Dependendo da quantidade e da extensão das manchas escuras pelo corpo, o
NMC pode ser considerado pequeno - de até 1,5 centímetro -, médio - de
até 20 centímetros - ou grande - acima de 20 centímetros, que, pela
extensão, pode ser ainda considerado gigante.
"Nevo é um defeito que aconteceu na célula que produz a melanina. Em
vez de migrar, ela se transforma em célula névica, que forma manchas
extensas e tumores", afirma o médico Marcus Maia, dermatologista
coordenador do Programa Nacional de Controle do Câncer de Pele da
Sociedade Brasileira de Dermatologia e professor de dermatologia da
Santa Casa de São Paulo.
Após o nascimento, as manchas podem se expandir até quando a criança
completa 1 ano, mas depois disso acompanham proporcionalmente o
crescimento do corpo, segundo o especialista.

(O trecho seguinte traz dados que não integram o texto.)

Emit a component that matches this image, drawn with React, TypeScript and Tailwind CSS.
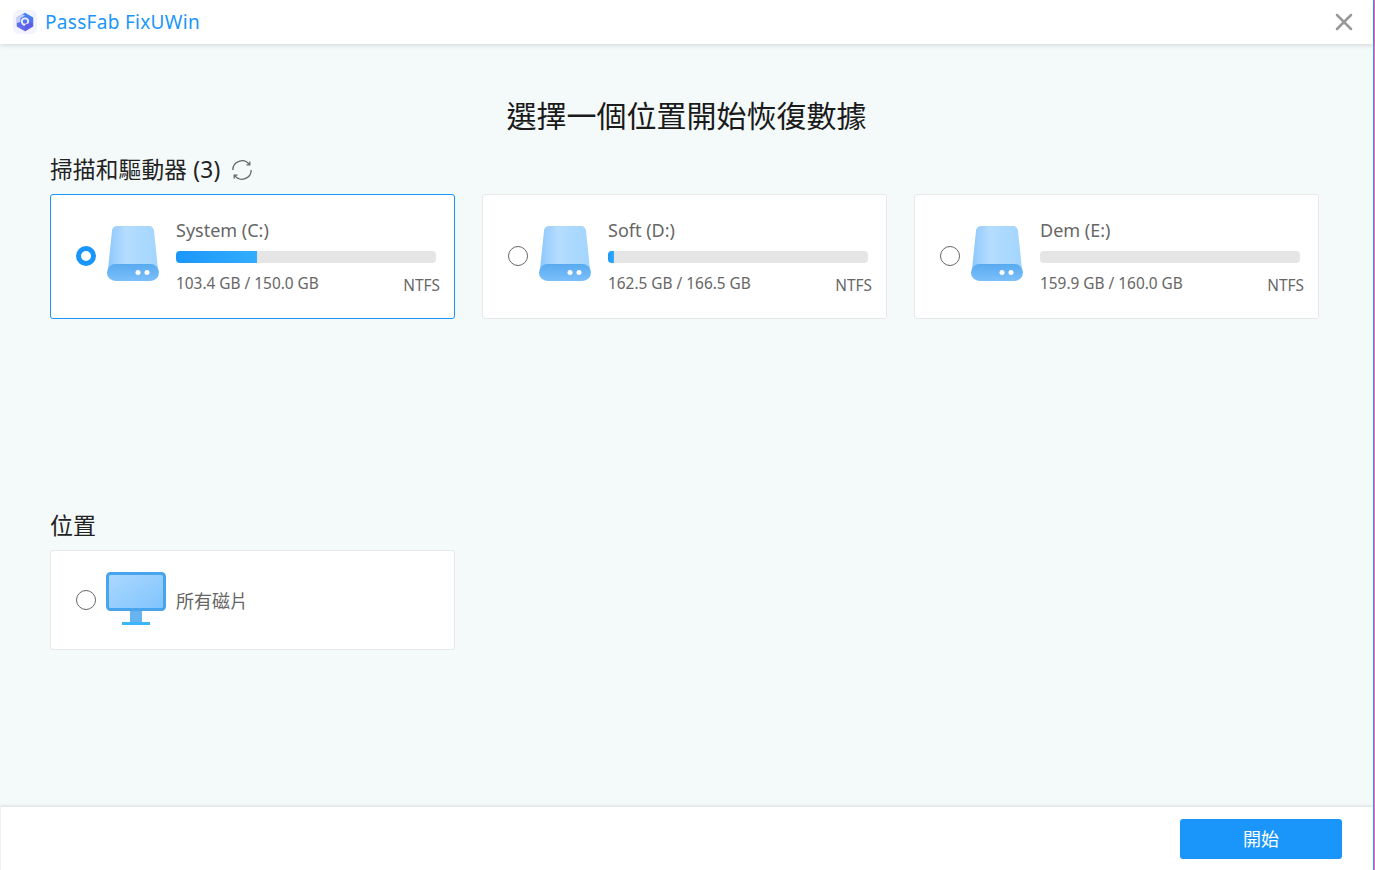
import { X } from 'lucide-react';

const SANS = "font-['Noto_Sans','Noto_Sans_CJK_TC',sans-serif]";

const drives = [
  { name: 'System (C:)', size: '103.4 GB / 150.0 GB', used: 81, selected: true },
  { name: 'Soft (D:)', size: '162.5 GB / 166.5 GB', used: 6, selected: false },
  { name: 'Dem (E:)', size: '159.9 GB / 160.0 GB', used: 0, selected: false },
];

function Logo() {
  return (
    <div className="flex h-6 w-6 items-center justify-center rounded-md bg-[#f3f3fd]">
      <svg viewBox="0 0 24 24" className="h-[22px] w-[22px]">
        <defs>
          <linearGradient id="logoFill" x1="0" y1="0" x2="0" y2="1">
            <stop offset="0" stopColor="#3f86f2" />
            <stop offset="1" stopColor="#6d62ea" />
          </linearGradient>
        </defs>
        <path d="M12 2l9 5v10l-9 5-9-5V7z" fill="url(#logoFill)" />
        <path d="M3 7l6-3.400 3 1.400-5 3v4l-4 1z" fill="#c9d0fb" />
        <circle cx="12" cy="11.500" r="3.500" fill="none" stroke="#eef0ff" strokeWidth="2" />
        <path d="M12 15l8-3v5l-8 5z" fill="#5b5fe6" />
      </svg>
    </div>
  );
}

function Radio({ checked }: { checked: boolean }) {
  return checked ? (
    <span className="block h-5 w-5 shrink-0 rounded-full border-[5px] border-[#1a96fa] bg-white" />
  ) : (
    <span className="block h-5 w-5 shrink-0 rounded-full border border-[#666] bg-white" />
  );
}

function DriveIcon() {
  return (
    <svg viewBox="0 0 52 56" className="h-[56px] w-[52px] shrink-0">
      <defs>
        <linearGradient id="driveBody" x1="0" y1="0" x2="1" y2="0">
          <stop offset="0" stopColor="#8cc8fb" />
          <stop offset="0.35" stopColor="#b4dcff" />
          <stop offset="1" stopColor="#a3d5fe" />
        </linearGradient>
        <linearGradient id="driveBase" x1="0" y1="0" x2="0" y2="1">
          <stop offset="0" stopColor="#58aaf0" />
          <stop offset="1" stopColor="#7cc0fa" />
        </linearGradient>
      </defs>
      <path d="M10 1h32a5 5 0 0 1 5 5l4 38H1L5 6a5 5 0 0 1 5-5z" fill="url(#driveBody)" />
      <rect x="0" y="39" width="52" height="17" rx="8.500" fill="url(#driveBase)" />
      <circle cx="31" cy="47.500" r="2.500" fill="#fff" />
      <circle cx="40" cy="47.500" r="2.500" fill="#fff" />
    </svg>
  );
}

function MonitorIcon() {
  return (
    <svg viewBox="0 0 60 53" className="h-[53px] w-[60px] shrink-0">
      <defs>
        <linearGradient id="screen" x1="0" y1="0" x2="1" y2="1">
          <stop offset="0" stopColor="#acd9ff" />
          <stop offset="1" stopColor="#7fc3fd" />
        </linearGradient>
      </defs>
      <rect x="24" y="38" width="12" height="12" fill="#67b4f0" />
      <rect x="16" y="50" width="28" height="3" fill="#3db5fe" />
      <rect x="1.500" y="1.500" width="57" height="36" rx="3" fill="url(#screen)" stroke="#48a4ec" strokeWidth="3" />
    </svg>
  );
}

function RefreshIcon() {
  return (
    <svg viewBox="0 0 20 20" className="h-5 w-5 text-[#666]" fill="none" stroke="currentColor" strokeWidth="1.300">
      <path d="M0.800 10a9.200 9.200 0 0 1 16.400-5.700" />
      <path d="M19.200 10a9.200 9.200 0 0 1-16.400 5.700" />
      <path d="M17.800 1.500v3.300h-3.300" />
      <path d="M2.200 18.500v-3.300h3.300" />
    </svg>
  );
}

function DriveCard({ name, size, used, selected }: (typeof drives)[number]) {
  return (
    <div
      className={`flex h-[125px] w-[405px] items-center rounded-[3px] border bg-white pl-[25px] pr-[14px] ${
        selected ? 'border-[#1a96fa]' : 'border-[#e6e8e9]'
      }`}
    >
      <div className="mb-[2px]">
        <Radio checked={selected} />
      </div>
      <div className="mb-[8px] ml-[11px]">
        <DriveIcon />
      </div>
      <div className="ml-[17px] flex-1 pb-[1px]">
        <div className="text-[18px] leading-6 text-[#666]">{name}</div>
        <div className="mt-[9px] mr-[4px] h-3 rounded-sm bg-[#e5e5e5]">
          <div
            className="h-full rounded-l-sm bg-gradient-to-r from-[#1a96fa] to-[#33adff]"
            style={{ width: `${used}px` }}
          />
        </div>
        <div className="mt-[11px] flex items-end justify-between text-[#666]">
          <span className="text-[15.400px] leading-5">{size}</span>
          <span className="relative top-[2px] text-[15.400px] leading-5">NTFS</span>
        </div>
      </div>
    </div>
  );
}

export default function App() {
  return (
    <div className={`flex h-[870px] w-[1375px] overflow-hidden ${SANS}`}>
      <div className="flex w-[1373px] flex-col bg-[#f4f9f9]">
        <header className="z-10 flex h-[44px] shrink-0 items-center justify-between bg-white pl-[13px] pr-[15px] shadow-[0_1px_5px_rgba(0,0,0,0.15)]">
          <div className="flex items-center gap-[8px]">
            <Logo />
            <span className="mt-[1px] text-[19px] tracking-[0.3px] text-[#1a96fa]">PassFab FixUWin</span>
          </div>
          <X className="h-[28px] w-[28px] text-[#999]" strokeWidth={2.2} />
        </header>

        <main className="flex-1 px-[50px]">
          <h1 className="mt-[50px] mb-0 text-center text-[30px] leading-[44px] text-[#1a1a1a]">
            選擇一個位置開始恢復數據
          </h1>
          <div className="mt-[16px] flex h-[32px] items-center gap-[12px]">
            <span className="text-[22.670px] tracking-[0.2px] text-[#222]">掃描和驅動器 (3)</span>
            <RefreshIcon />
          </div>
          <div className="mt-[8px] flex gap-[27px]">
            {drives.map((d) => (
              <DriveCard key={d.name} {...d} />
            ))}
          </div>

          <div className="mt-[190px] text-[23px] leading-8 text-[#222]">位置</div>
          <div className="mt-[9px] flex h-[100px] w-[405px] items-center rounded-[3px] border border-[#e6e8e9] bg-white pl-[25px]">
            <Radio checked={false} />
            <div className="mb-[3px] ml-[10px]">
              <MonitorIcon />
            </div>
            <span className="ml-[10px] mt-[3px] text-[18px] text-[#666]">所有磁片</span>
          </div>
        </main>

        <footer className="flex h-[63px] shrink-0 items-start justify-end border-l border-[#eef2f2] bg-white pt-[12px] pr-[31px] shadow-[0_-1px_3px_rgba(0,0,0,0.12)]">
          <button className="flex h-[40px] w-[162px] items-center justify-center rounded-[3px] bg-[#1a96fa] text-[18px] text-white">
            開始
          </button>
        </footer>
      </div>
      <div className="w-px bg-[#2f9bf0]" />
      <div className="w-px bg-[#f06ac0]" />
    </div>
  );
}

Na adolescência, há possibilidade de alguns nevos regredirem. De acordo
com Maia, o defeito não tem influência hereditária. "É independente de
sexo, etnia e localização geográfica", diz o médico, que estima já ter
tratado 40 pacientes com nevo "gigante".
No caso mais grave, o NMC gera riscos de câncer de pele, além de
problemas no sistema nervoso central. O tratamento consiste da
observação clínica constante, seguida de eventuais intervenções
cirúrgicas para retirada de tumores e para substituição de pele. Estas,
no entanto, dependem de diagnóstico. Segundo o dermatologista, de um
modo geral os centros médicos brasileiros têm condições de tratar o nevo
melanocítico, embora o aspecto estético seja difícil de ser
solucionado.
Hospital das Clínicas
Procurado pelo G1, o Hospital das Clínicas de Ribeirão Preto não deu detalhes sobre o caso de Lauany.